(DATA)
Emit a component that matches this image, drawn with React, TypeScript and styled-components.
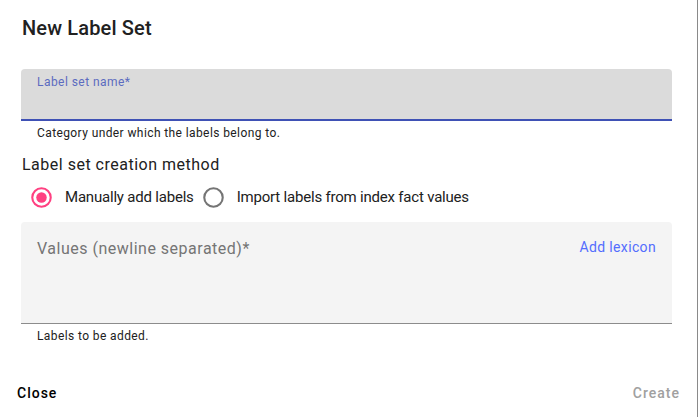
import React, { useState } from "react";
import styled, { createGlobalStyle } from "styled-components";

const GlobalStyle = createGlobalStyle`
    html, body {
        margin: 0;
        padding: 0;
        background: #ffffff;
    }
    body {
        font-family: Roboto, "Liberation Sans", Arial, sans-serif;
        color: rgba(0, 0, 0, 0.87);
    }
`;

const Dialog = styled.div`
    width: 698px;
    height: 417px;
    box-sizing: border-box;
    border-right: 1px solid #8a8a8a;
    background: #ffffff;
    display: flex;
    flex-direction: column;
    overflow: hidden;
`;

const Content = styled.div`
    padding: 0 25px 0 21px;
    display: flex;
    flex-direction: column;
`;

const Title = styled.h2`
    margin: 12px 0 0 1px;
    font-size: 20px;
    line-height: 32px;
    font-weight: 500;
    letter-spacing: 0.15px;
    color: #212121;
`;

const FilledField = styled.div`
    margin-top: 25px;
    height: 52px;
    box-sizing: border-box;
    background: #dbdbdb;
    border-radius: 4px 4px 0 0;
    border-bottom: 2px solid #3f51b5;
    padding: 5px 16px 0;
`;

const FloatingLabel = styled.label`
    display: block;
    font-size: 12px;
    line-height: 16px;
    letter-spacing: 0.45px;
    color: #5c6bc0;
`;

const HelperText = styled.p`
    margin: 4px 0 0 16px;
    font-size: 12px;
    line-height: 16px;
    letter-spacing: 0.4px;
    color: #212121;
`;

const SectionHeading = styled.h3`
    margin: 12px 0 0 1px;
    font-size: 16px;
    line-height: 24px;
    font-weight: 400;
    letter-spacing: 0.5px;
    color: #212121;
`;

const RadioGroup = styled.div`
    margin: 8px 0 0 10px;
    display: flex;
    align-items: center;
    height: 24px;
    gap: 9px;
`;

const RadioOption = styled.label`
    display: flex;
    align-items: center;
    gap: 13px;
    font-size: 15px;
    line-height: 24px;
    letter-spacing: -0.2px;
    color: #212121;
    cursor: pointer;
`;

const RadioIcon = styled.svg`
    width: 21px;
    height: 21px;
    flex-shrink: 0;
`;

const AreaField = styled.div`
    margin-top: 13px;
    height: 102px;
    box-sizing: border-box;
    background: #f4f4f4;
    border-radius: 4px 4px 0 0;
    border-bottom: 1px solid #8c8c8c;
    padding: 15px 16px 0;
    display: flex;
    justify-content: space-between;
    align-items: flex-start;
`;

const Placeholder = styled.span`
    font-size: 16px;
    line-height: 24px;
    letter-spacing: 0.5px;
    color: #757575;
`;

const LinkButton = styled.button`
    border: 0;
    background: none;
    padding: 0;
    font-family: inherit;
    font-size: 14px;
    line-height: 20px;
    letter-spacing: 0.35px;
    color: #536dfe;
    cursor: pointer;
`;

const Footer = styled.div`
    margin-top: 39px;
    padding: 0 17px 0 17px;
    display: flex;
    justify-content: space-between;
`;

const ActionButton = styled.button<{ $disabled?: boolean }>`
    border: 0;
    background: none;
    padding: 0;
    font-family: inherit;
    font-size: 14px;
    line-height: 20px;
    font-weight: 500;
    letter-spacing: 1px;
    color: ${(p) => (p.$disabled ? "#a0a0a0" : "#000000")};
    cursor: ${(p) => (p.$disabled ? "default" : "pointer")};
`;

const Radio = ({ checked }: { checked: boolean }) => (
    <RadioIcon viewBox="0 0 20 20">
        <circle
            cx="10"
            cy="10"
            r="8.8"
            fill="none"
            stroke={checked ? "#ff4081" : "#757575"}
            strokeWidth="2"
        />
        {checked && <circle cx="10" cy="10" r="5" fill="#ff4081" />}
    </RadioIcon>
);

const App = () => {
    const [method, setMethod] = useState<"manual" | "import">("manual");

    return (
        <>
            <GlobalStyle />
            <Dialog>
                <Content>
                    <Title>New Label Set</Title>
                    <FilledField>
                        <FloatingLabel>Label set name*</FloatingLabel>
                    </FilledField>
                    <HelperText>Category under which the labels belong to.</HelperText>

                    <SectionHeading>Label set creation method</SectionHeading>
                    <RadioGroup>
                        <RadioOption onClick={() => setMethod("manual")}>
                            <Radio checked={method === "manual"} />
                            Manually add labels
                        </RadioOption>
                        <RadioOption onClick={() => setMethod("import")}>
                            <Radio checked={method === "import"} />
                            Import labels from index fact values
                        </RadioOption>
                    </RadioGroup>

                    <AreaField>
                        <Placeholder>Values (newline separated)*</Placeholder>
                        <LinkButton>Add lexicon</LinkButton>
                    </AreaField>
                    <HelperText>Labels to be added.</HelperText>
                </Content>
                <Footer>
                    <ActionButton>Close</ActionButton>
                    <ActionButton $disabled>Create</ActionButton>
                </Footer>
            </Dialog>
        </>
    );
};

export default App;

(TO BE DONE)
Pick out and copy the lines of the material that include the word "components".

(WRITTEN RESPONSE)
Emit a component that matches this image, drawn with React, TypeScript and styled-components.
import styled, { createGlobalStyle } from "styled-components";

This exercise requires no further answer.